Вершины деревьев сомкнулись у меня над головой. В храме царили неясные потусторонние звуки. Солнечные лучи играли на листьях, ещё державших на спинах капельки воды. Капли скатывались, падали вниз, в лесу происходило шуршание и шелест.
Лес высыхал.
Кроме разговоров о материальном, у могилы часто говорят о немецких оккупантах. Я как-то беседовал с патриотически настроенными людьми о русской истории, и было мне плохо… Дело в том, что спокойно говорить о русской истории можно только с непатриотическими людьми — ибо столько в ней страха, ужаса и величия. Зашёл разговор о Московской битве и о Ясной поляне, и вновь подивился живучести мифа об осквернении могилы Толстого. Дело в том, что хороший писатель Владимир Богомолов в своей давней, но очень интересной статье "Срам имут и живые, и мертвые, и Россия…" написал странный пассаж, упоминая материалы Нюрнбергского процесса: "В течение полутора месяцев немцы оккупировали всемирно известную Ясную Поляну… Этот православный памятник русской культуры нацистские вандалы разгромили, изгадили и, наконец, подожгли.
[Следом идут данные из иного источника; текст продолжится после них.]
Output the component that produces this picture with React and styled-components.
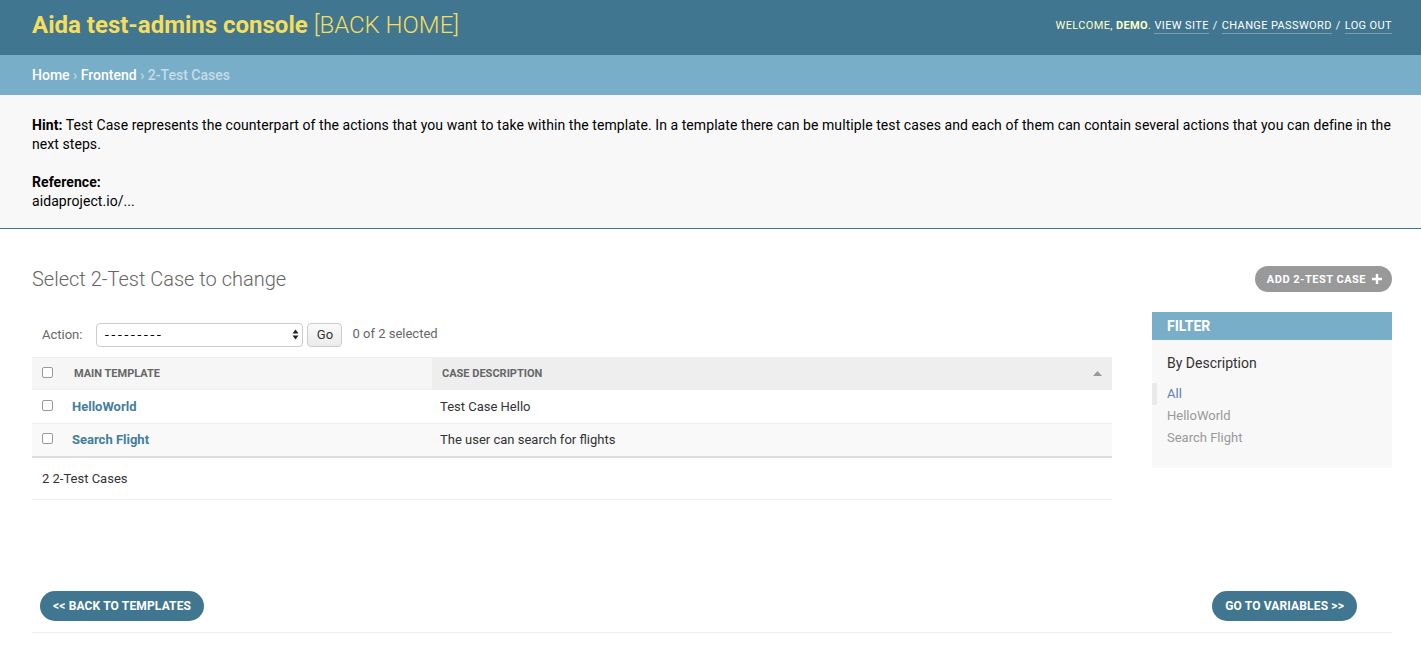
import React from "react";
import styled, { createGlobalStyle } from "styled-components";

const Global = createGlobalStyle`
  html, body { margin: 0; padding: 0; background: #fff; }
  body { font-family: Roboto, "Liberation Sans", sans-serif; color: #333; font-size: 14px; }
  * { box-sizing: border-box; }
`;

const Header = styled.header`
  height: 55px;
  background: #417690;
  display: flex;
  align-items: center;
  justify-content: space-between;
  padding: 0 29px 5px 32px;
`;

const Brand = styled.h1`
  margin: 0;
  font-size: 24px;
  font-weight: 700;
  color: #f5dd5d;
  line-height: 1;
  span { font-weight: 300; }
`;

const UserTools = styled.div`
  font-size: 11px;
  letter-spacing: 0.38px;
  text-transform: uppercase;
  color: #ffc;
  strong { font-weight: 700; }
`;

const ToolLink = styled.a`
  color: #fff;
  text-decoration: none;
  border-bottom: 1px solid rgba(255, 255, 255, 0.3);
  padding-bottom: 1px;
`;

const Sep = styled.span`
  color: #fff;
  margin: 0 4px;
`;

const Breadcrumbs = styled.nav`
  height: 40px;
  background: #79aec8;
  display: flex;
  align-items: center;
  padding: 0 32px;
  font-size: 14px;
  font-weight: 500;
  color: #c4dce8;
  a { color: #fff; text-decoration: none; }
`;

const Hint = styled.section`
  background: #f8f8f8;
  border-bottom: 1px solid #417690;
  padding: 21px 29px 18px 32px;
  color: #000;
  font-size: 14px;
  line-height: 18.5px;
  letter-spacing: 0.07px;
  p { margin: 0; }
  p + p { margin-top: 20px; }
  b { font-weight: 700; }
`;

const Content = styled.main`
  padding: 37px 29px 0 32px;
`;

const TitleRow = styled.div`
  display: flex;
  align-items: center;
  justify-content: space-between;
  height: 26px;
`;

const PageTitle = styled.h1`
  margin: 0;
  font-size: 20px;
  font-weight: 300;
  color: #666;
`;

const AddButton = styled.a`
  display: inline-flex;
  align-items: center;
  gap: 6px;
  height: 26px;
  padding: 0 10px 0 12px;
  border-radius: 13px;
  background: #999;
  color: #fff;
  font-size: 11px;
  font-weight: 700;
  letter-spacing: 0.5px;
  text-transform: uppercase;
  text-decoration: none;
`;

const Main = styled.div`
  display: flex;
  gap: 40px;
  margin-top: 20px;
  align-items: flex-start;
`;

const ListColumn = styled.div`
  flex: 1;
  min-width: 0;
`;

const Actions = styled.div`
  height: 45px;
  display: flex;
  align-items: center;
  padding: 0 10px;
  font-size: 13px;
  color: #666;
`;

const ActionLabel = styled.span`
  margin-right: 14px;
`;

const SelectBox = styled.div`
  width: 207px;
  height: 24px;
  border: 1px solid #ccc;
  border-radius: 4px;
  background: #fff;
  display: flex;
  align-items: center;
  justify-content: space-between;
  padding: 0 3px 0 7px;
  color: #000;
  font-size: 13px;
  span {
    font-family: "DejaVu Sans", sans-serif;
    letter-spacing: 1.8px;
  }
`;

const GoButton = styled.button`
  margin-left: 4px;
  height: 24px;
  width: 35px;
  border: 1px solid #ccc;
  border-radius: 4px;
  background: linear-gradient(#fafafa, #ebebeb);
  font-family: inherit;
  font-size: 13px;
  color: #333;
  padding: 0;
`;

const Counter = styled.span`
  margin-left: 10px;
  position: relative;
  top: -1px;
`;

const Table = styled.table`
  width: 100%;
  border-collapse: collapse;
  font-size: 13px;
`;

const HeadCell = styled.th`
  height: 32px;
  background: ${(p) => (p.$sorted ? "#eee" : "#f6f6f6")};
  border-top: 1px solid #eee;
  border-bottom: 1px solid #eee;
  text-align: left;
  font-size: 11px;
  font-weight: 700;
  text-transform: uppercase;
  color: #666;
  padding: 0 10px 0 ${(p) => p.$pl || "10px"};
  width: ${(p) => p.$w || "auto"};
  vertical-align: middle;
`;

const HeadInner = styled.div`
  display: flex;
  align-items: center;
  justify-content: space-between;
`;

const Row = styled.tr`
  background: ${(p) => (p.$alt ? "#f9f9f9" : "#fff")};
  border-bottom: 1px solid ${(p) => (p.$last ? "#ddd" : "#eee")};
`;

const Cell = styled.td`
  height: 33.5px;
  padding: 0 10px 0 ${(p) => p.$pl || "10px"};
  vertical-align: middle;
  color: #333;
  ${(p) => p.$check && "padding-right: 0; width: 30px;"}
`;

const RowLink = styled.a`
  color: #447e9b;
  font-weight: 700;
  text-decoration: none;
`;

const Check = styled.span`
  display: inline-block;
  width: 11px;
  height: 11px;
  border: 1px solid #999;
  border-radius: 2px;
  background: #fff;
  vertical-align: middle;
  position: relative;
  top: -2px;
`;

const Paginator = styled.div`
  border-top: 1px solid #ddd;
  border-bottom: 1px solid #eee;
  height: 43px;
  display: flex;
  align-items: center;
  padding: 0 10px;
  font-size: 13px;
  color: #333;
`;

const Filter = styled.aside`
  width: 240px;
  flex: none;
  background: #f8f8f8;
  padding-bottom: 19px;
`;

const FilterTitle = styled.h2`
  margin: 0;
  height: 28px;
  display: flex;
  align-items: center;
  padding: 0 15px;
  background: #79aec8;
  color: #fff;
  font-size: 14px;
  font-weight: 700;
`;

const FilterHeading = styled.h3`
  margin: 15px 0 12px;
  padding: 0 15px;
  font-size: 14px;
  font-weight: 400;
  color: #333;
`;

const FilterList = styled.ul`
  list-style: none;
  margin: 0;
  padding: 0;
`;

const FilterItem = styled.li`
  font-size: 13px;
  line-height: 22px;
  padding-left: ${(p) => (p.$selected ? "10px" : "15px")};
  border-left: ${(p) => (p.$selected ? "5px solid #eaeaea" : "none")};
  color: ${(p) => (p.$selected ? "#5b80b2" : "#999")};
`;

const Footer = styled.div`
  margin-top: 91px;
  display: flex;
  justify-content: space-between;
  padding: 0 35px 11px 8px;
  border-bottom: 1px solid #eee;
`;

const NavButton = styled.a`
  display: inline-flex;
  align-items: center;
  height: 30px;
  padding: 0 13px;
  border-radius: 15px;
  background: #417690;
  color: #fff;
  font-size: 12px;
  font-weight: 700;
  letter-spacing: 0.15px;
  text-transform: uppercase;
  text-decoration: none;
`;

const SelectArrows = () => (
  <svg width="7" height="11" viewBox="0 0 7 11">
    <path d="M3.5 0.5 L6.5 4.5 H0.5 Z M3.5 10.5 L6.5 6.5 H0.5 Z" fill="#222" />
  </svg>
);

const PlusIcon = () => (
  <svg width="10" height="10" viewBox="0 0 10 10">
    <path d="M3.8 0 H6.2 V3.8 H10 V6.2 H6.2 V10 H3.8 V6.2 H0 V3.8 H3.8 Z" fill="#fff" />
  </svg>
);

const SortUp = () => (
  <svg width="9" height="5" viewBox="0 0 9 5">
    <path d="M4.5 0 L9 5 H0 Z" fill="#999" />
  </svg>
);

const rows = [
  { name: "HelloWorld", desc: "Test Case Hello" },
  { name: "Search Flight", desc: "The user can search for flights" },
];

export default function App() {
  return (
    <>
      <Global />
      <Header>
        <Brand>
          Aida test-admins console <span>[BACK HOME]</span>
        </Brand>
        <UserTools>
          Welcome, <strong>demo</strong>. <ToolLink href="#">View site</ToolLink>
          <Sep>/</Sep>
          <ToolLink href="#">Change password</ToolLink>
          <Sep>/</Sep>
          <ToolLink href="#">Log out</ToolLink>
        </UserTools>
      </Header>
      <Breadcrumbs>
        <a href="#">Home</a>&nbsp;›&nbsp;<a href="#">Frontend</a>&nbsp;›&nbsp;2-Test Cases
      </Breadcrumbs>
      <Hint>
        <p>
          <b>Hint:</b> Test Case represents the counterpart of the actions that you want to take within the
          template. In a template there can be multiple test cases and each of them can contain several actions
          that you can define in the next steps.
        </p>
        <p>
          <b>Reference:</b>
          <br />
          aidaproject.io/...
        </p>
      </Hint>
      <Content>
        <TitleRow>
          <PageTitle>Select 2-Test Case to change</PageTitle>
          <AddButton href="#">
            Add 2-Test Case <PlusIcon />
          </AddButton>
        </TitleRow>
        <Main>
          <ListColumn>
            <Actions>
              <ActionLabel>Action:</ActionLabel>
              <SelectBox>
                <span>---------</span>
                <SelectArrows />
              </SelectBox>
              <GoButton>Go</GoButton>
              <Counter>0 of 2 selected</Counter>
            </Actions>
            <Table>
              <thead>
                <tr>
                  <HeadCell $w="30px" style={{ paddingRight: 0 }}>
                    <Check />
                  </HeadCell>
                  <HeadCell $w="370px" $pl="12px">Main template</HeadCell>
                  <HeadCell $sorted>
                    <HeadInner>
                      <span>Case description</span>
                      <SortUp />
                    </HeadInner>
                  </HeadCell>
                </tr>
              </thead>
              <tbody>
                {rows.map((r, i) => (
                  <Row key={r.name} $alt={i % 2 === 1} $last={i === rows.length - 1}>
                    <Cell $check>
                      <Check />
                    </Cell>
                    <Cell>
                      <RowLink href="#">{r.name}</RowLink>
                    </Cell>
                    <Cell $pl="8px">{r.desc}</Cell>
                  </Row>
                ))}
              </tbody>
            </Table>
            <Paginator>2 2-Test Cases</Paginator>
          </ListColumn>
          <Filter>
            <FilterTitle>FILTER</FilterTitle>
            <FilterHeading>By Description</FilterHeading>
            <FilterList>
              <FilterItem $selected>All</FilterItem>
              <FilterItem>HelloWorld</FilterItem>
              <FilterItem>Search Flight</FilterItem>
            </FilterList>
          </Filter>
        </Main>
        <Footer>
          <NavButton href="#">&lt;&lt; Back to templates</NavButton>
          <NavButton href="#">Go to variables &gt;&gt;</NavButton>
        </Footer>
      </Content>
    </>
  );
}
Могила великого писателя была осквернена оккупантами. Неповторимые реликвии, связанные с жизнью и творчеством Льва Толстого, — редчайшие рукописи, книги, картины — были либо разорваны немецкой военщиной, либо выброшены и уничтожены…" И вот Богомолов пишет: "(Под "изгадили" подразумевалось устройство в помещениях музея-усадьбы конюшни для обозных лошадей, а под осквернением могилы Толстого имелось в виду сооружение там нужника солдатами полка "Великая Германия")". Это очень печальная ошибка — всё дело в том, что в доме немецкие солдаты, конечно, напакостили, кое-где нагадили, кое-что стащили, а вот никакого нужника на могиле не было. Историю про сортир придумали какие-то пропагандистские дураки.
И вот почему — могила находится от усадьбы чуть не в километре и в лютый мороз 1941 года никакой немец не добежал бы туда через лес — примёрз бы по дороге со своим говном.
Кроме того, немцы там устроили кладбище своих солдат и офицеров, и мчаться туда за отправлением естественных надобностей, чтобы заодно осквернить могилы своих боевых соратников — и вовсе было бы нелепо.
Волоокие и прекрасные девушки, что работали в музее, рассказывали мне, что поверх могилы Толстого был похоронен какой-то немецкий офицер. Это, конечно, было некоторым осквернением. Не думаю, что Толстой, даже при известном его опрощении, обрадовался такому соседству.
Вот что имелось в виду под осквернением могилы писателя.
Как только хмурые красноармейцы из Тулы погнали немцев к западу, могилу вскрыли (в связи с этим осматривали и проверяли и тело самого Толстого), потом всех немцев выковыряли из мёрзлой тульской и выкинули в овраг.
Но мои собеседники начали горячиться, и с упорством, достойным лучшего применения кричать: "Нет, насрали! Насрали!".